What the task requires. Determine the count of lines holding the string "styles". Return only the number.

Supplied entries.
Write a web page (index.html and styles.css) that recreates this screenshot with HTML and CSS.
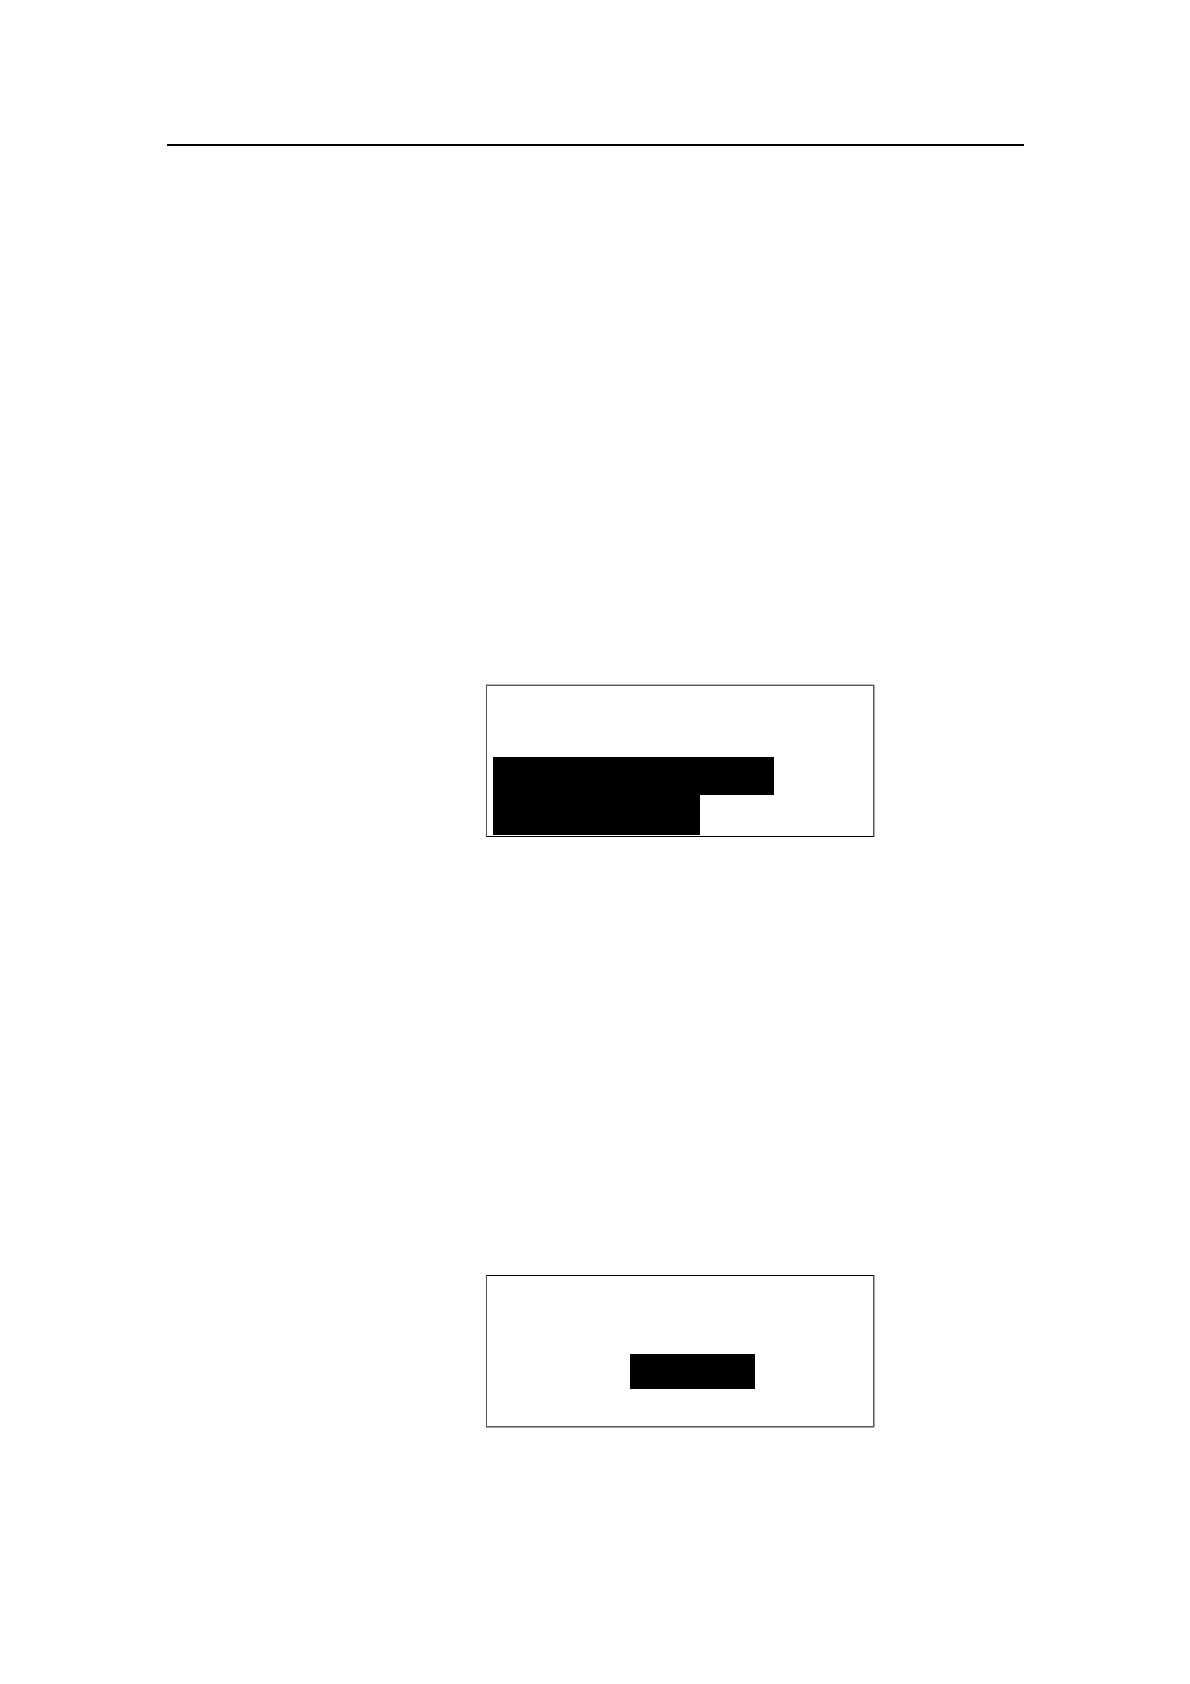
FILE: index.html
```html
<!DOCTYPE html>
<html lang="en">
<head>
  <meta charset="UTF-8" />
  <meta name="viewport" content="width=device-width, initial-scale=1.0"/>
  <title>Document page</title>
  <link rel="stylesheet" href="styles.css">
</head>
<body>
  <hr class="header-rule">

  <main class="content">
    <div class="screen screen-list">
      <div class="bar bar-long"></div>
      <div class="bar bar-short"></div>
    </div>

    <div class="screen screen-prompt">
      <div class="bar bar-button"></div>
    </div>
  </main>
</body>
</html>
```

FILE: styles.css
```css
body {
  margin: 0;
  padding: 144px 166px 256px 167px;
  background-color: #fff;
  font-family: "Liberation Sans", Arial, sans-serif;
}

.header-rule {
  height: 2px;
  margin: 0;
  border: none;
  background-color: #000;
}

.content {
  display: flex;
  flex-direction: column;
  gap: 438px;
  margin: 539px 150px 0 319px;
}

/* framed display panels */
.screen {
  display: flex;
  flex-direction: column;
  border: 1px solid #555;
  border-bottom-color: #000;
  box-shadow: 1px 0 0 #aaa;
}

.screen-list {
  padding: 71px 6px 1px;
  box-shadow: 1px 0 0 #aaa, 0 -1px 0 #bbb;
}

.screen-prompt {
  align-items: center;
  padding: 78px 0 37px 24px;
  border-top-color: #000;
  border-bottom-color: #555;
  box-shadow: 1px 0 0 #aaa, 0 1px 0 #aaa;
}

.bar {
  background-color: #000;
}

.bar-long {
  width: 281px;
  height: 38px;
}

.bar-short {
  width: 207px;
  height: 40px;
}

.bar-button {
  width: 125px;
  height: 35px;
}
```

---

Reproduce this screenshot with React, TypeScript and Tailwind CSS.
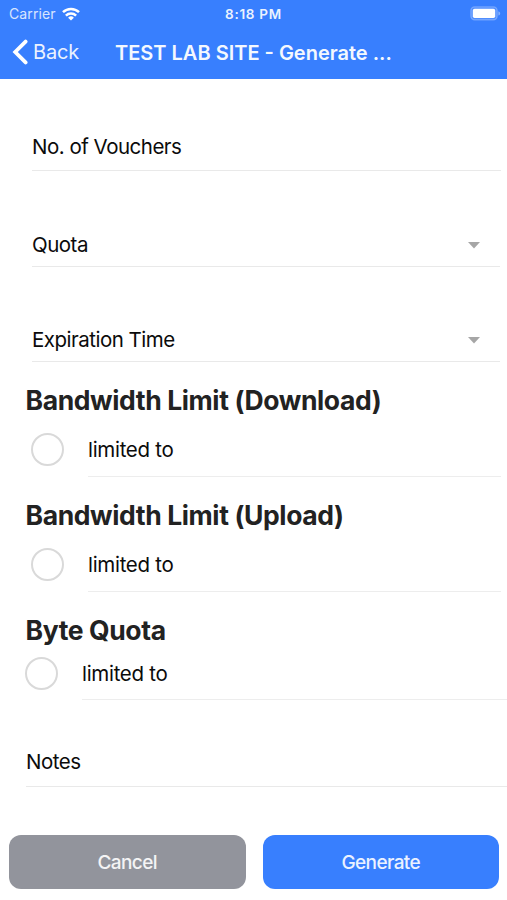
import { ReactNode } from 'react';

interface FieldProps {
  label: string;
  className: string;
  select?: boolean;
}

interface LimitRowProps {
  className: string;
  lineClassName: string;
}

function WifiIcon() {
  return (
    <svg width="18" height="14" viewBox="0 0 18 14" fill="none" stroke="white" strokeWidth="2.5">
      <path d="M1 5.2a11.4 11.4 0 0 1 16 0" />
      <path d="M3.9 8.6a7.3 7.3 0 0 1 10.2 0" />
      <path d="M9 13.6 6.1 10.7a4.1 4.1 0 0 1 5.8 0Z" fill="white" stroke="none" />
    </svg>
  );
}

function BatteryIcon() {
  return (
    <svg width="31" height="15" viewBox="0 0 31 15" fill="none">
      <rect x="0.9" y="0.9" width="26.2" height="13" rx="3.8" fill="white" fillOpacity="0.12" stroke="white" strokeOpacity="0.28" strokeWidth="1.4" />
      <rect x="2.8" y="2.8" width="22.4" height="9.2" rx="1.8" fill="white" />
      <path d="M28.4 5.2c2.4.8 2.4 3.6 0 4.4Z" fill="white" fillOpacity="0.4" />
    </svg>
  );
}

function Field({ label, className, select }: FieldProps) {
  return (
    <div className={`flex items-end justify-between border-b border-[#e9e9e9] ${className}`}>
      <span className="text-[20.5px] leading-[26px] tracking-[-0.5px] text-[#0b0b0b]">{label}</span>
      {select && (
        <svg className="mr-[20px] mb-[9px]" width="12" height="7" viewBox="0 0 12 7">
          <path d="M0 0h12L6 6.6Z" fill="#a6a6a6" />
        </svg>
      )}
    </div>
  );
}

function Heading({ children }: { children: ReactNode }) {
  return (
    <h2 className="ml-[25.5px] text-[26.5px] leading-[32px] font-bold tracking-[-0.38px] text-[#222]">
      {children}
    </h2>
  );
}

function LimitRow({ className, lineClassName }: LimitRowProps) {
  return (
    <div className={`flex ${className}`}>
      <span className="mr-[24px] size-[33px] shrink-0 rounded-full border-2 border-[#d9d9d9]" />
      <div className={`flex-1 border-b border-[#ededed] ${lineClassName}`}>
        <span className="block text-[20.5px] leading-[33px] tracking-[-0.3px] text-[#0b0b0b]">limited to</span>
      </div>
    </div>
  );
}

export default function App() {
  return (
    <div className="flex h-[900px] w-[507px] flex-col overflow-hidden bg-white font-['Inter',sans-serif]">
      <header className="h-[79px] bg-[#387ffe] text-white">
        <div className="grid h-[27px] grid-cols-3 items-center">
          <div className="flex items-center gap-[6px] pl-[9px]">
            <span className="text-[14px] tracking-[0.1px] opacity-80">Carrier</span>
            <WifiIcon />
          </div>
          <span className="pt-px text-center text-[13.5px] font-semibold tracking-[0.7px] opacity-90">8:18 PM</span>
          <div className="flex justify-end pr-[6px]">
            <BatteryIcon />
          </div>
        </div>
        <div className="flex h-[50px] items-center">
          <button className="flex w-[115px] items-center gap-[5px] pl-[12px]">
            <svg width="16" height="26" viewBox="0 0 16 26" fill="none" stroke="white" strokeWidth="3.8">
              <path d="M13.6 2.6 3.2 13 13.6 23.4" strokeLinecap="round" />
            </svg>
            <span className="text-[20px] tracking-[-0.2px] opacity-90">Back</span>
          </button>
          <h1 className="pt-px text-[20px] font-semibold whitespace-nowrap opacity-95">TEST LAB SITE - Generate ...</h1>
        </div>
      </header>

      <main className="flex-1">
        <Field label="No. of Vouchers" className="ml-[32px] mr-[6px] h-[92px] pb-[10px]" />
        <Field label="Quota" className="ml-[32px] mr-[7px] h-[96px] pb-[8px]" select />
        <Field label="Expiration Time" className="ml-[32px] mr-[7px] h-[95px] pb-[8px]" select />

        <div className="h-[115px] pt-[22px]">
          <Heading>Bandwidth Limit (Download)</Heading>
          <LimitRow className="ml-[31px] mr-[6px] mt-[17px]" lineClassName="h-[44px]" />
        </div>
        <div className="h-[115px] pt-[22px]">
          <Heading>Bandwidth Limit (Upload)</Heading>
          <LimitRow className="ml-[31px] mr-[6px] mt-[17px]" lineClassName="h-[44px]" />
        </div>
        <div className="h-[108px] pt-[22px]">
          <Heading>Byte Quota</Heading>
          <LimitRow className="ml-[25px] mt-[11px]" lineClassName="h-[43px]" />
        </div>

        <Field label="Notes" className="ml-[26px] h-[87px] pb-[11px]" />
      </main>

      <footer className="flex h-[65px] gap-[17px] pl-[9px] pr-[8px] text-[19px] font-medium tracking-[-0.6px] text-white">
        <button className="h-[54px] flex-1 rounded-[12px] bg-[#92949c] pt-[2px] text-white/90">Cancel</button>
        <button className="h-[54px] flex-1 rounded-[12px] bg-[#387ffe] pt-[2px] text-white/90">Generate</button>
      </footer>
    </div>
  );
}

Solution. 3